**What is needed**. Everything in the data should be repeated exactly, save for the images.
______________________________
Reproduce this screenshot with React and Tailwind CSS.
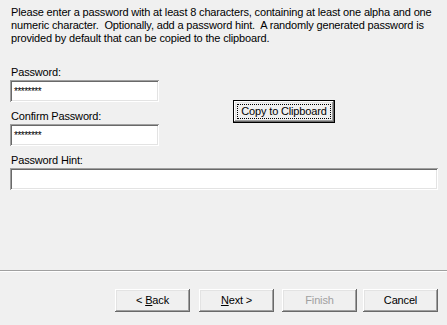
export default function App() {
  const font = { fontFamily: '"Liberation Sans", Arial, sans-serif' };
  const inputCls =
    "h-[22px] bg-white shadow-[inset_1px_1px_0_#a0a0a0,inset_-1px_-1px_0_#ffffff,inset_2px_2px_0_#696969,inset_-2px_-2px_0_#e3e3e3] px-[4px] flex items-center text-[11px] leading-[13px]";
  const btnCls =
    "relative w-[75px] h-[23px] bg-[#f0f0f0] flex items-center justify-center text-[11px] leading-[13px] whitespace-pre shadow-[inset_-1px_-1px_0_#696969,inset_1px_1px_0_#ffffff,inset_-2px_-2px_0_#a0a0a0,inset_2px_2px_0_#e3e3e3]";
  return (
    <div
      className="w-[447px] h-[325px] bg-[#f0f0f0] text-black flex flex-col overflow-hidden text-[11px] leading-[13px] tracking-[-0.16px]"
      style={font}
    >
      <div className="flex-1 flex flex-col pt-[6px] px-[10px]">
        <p className="pl-[1px] leading-[13px] whitespace-nowrap">
          Please enter a password with at least 8 characters, containing at least one alpha and one
          <br />
          numeric character.&nbsp; Optionally, add a password hint.&nbsp; A randomly generated password is
          <br />
          provided by default that can be copied to the clipboard.
        </p>
        <div className="mt-[21px] flex items-start">
          <div className="w-[149px] flex flex-col">
            <label className="pl-[1px] mb-[1px]">Password:</label>
            <div className={inputCls}>
              <span className="text-[10px] tracking-[-0.5px]">********</span>
            </div>
            <label className="pl-[1px] mb-[1px] mt-[8px]">Confirm Password:</label>
            <div className={inputCls}>
              <span className="text-[10px] tracking-[-0.5px]">********</span>
            </div>
          </div>
          <div className="ml-[74px] mt-[34px] relative w-[102px] h-[23px] bg-[#f0f0f0] flex items-center justify-center whitespace-nowrap shadow-[inset_0_0_0_1px_#000000,inset_-2px_-2px_0_#696969,inset_2px_2px_0_#ffffff,inset_-3px_-3px_0_#a0a0a0,inset_3px_3px_0_#e3e3e3]">
            Copy to Clipboard
            <div className="absolute inset-[4px] border border-dotted border-black"></div>
          </div>
        </div>
        <label className="pl-[1px] mb-[1px] mt-[8px]">Password Hint:</label>
        <div className={inputCls + " w-[428px]"}></div>
      </div>
      <div className="h-[2px] border-t border-[#a0a0a0] border-b border-b-white"></div>
      <div className="flex justify-end pr-[9px] pt-[17px] pb-[13px]">
        <div className={btnCls}>
          {"< "}
          <u className="underline-offset-[1px]">B</u>
          {"ack"}
        </div>
        <div className={btnCls + " ml-[9px]"}>
          <u className="underline-offset-[1px]">N</u>
          {"ext >"}
        </div>
        <div className={btnCls + " ml-[8px] text-[#a0a0a0]"}>Finish</div>
        <div className={btnCls + " ml-[6px]"}>Cancel</div>
      </div>
    </div>
  );
}
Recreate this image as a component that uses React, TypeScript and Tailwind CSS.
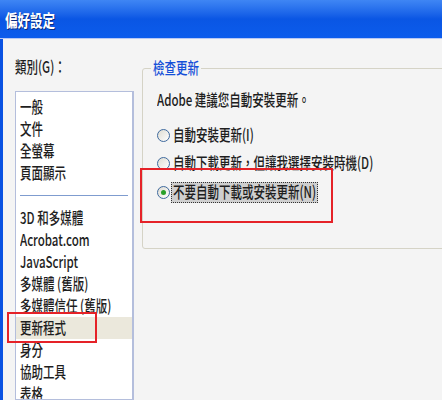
______________________________
**Final answer**.
Reproduce this screenshot with React and Tailwind CSS.
export default function App() {
  const font = { fontFamily: '"Liberation Sans", Arial, sans-serif' };
  const inputCls =
    "h-[22px] bg-white shadow-[inset_1px_1px_0_#a0a0a0,inset_-1px_-1px_0_#ffffff,inset_2px_2px_0_#696969,inset_-2px_-2px_0_#e3e3e3] px-[4px] flex items-center text-[11px] leading-[13px]";
  const btnCls =
    "relative w-[75px] h-[23px] bg-[#f0f0f0] flex items-center justify-center text-[11px] leading-[13px] whitespace-pre shadow-[inset_-1px_-1px_0_#696969,inset_1px_1px_0_#ffffff,inset_-2px_-2px_0_#a0a0a0,inset_2px_2px_0_#e3e3e3]";
  return (
    <div
      className="w-[447px] h-[325px] bg-[#f0f0f0] text-black flex flex-col overflow-hidden text-[11px] leading-[13px] tracking-[-0.16px]"
      style={font}
    >
      <div className="flex-1 flex flex-col pt-[6px] px-[10px]">
        <p className="pl-[1px] leading-[13px] whitespace-nowrap">
          Please enter a password with at least 8 characters, containing at least one alpha and one
          <br />
          numeric character.&nbsp; Optionally, add a password hint.&nbsp; A randomly generated password is
          <br />
          provided by default that can be copied to the clipboard.
        </p>
        <div className="mt-[21px] flex items-start">
          <div className="w-[149px] flex flex-col">
            <label className="pl-[1px] mb-[1px]">Password:</label>
            <div className={inputCls}>
              <span className="text-[10px] tracking-[-0.5px]">********</span>
            </div>
            <label className="pl-[1px] mb-[1px] mt-[8px]">Confirm Password:</label>
            <div className={inputCls}>
              <span className="text-[10px] tracking-[-0.5px]">********</span>
            </div>
          </div>
          <div className="ml-[74px] mt-[34px] relative w-[102px] h-[23px] bg-[#f0f0f0] flex items-center justify-center whitespace-nowrap shadow-[inset_0_0_0_1px_#000000,inset_-2px_-2px_0_#696969,inset_2px_2px_0_#ffffff,inset_-3px_-3px_0_#a0a0a0,inset_3px_3px_0_#e3e3e3]">
            Copy to Clipboard
            <div className="absolute inset-[4px] border border-dotted border-black"></div>
          </div>
        </div>
        <label className="pl-[1px] mb-[1px] mt-[8px]">Password Hint:</label>
        <div className={inputCls + " w-[428px]"}></div>
      </div>
      <div className="h-[2px] border-t border-[#a0a0a0] border-b border-b-white"></div>
      <div className="flex justify-end pr-[9px] pt-[17px] pb-[13px]">
        <div className={btnCls}>
          {"< "}
          <u className="underline-offset-[1px]">B</u>
          {"ack"}
        </div>
        <div className={btnCls + " ml-[9px]"}>
          <u className="underline-offset-[1px]">N</u>
          {"ext >"}
        </div>
        <div className={btnCls + " ml-[8px] text-[#a0a0a0]"}>Finish</div>
        <div className={btnCls + " ml-[6px]"}>Cancel</div>
      </div>
    </div>
  );
}
Recreate this image as a component that uses React, TypeScript and Tailwind CSS.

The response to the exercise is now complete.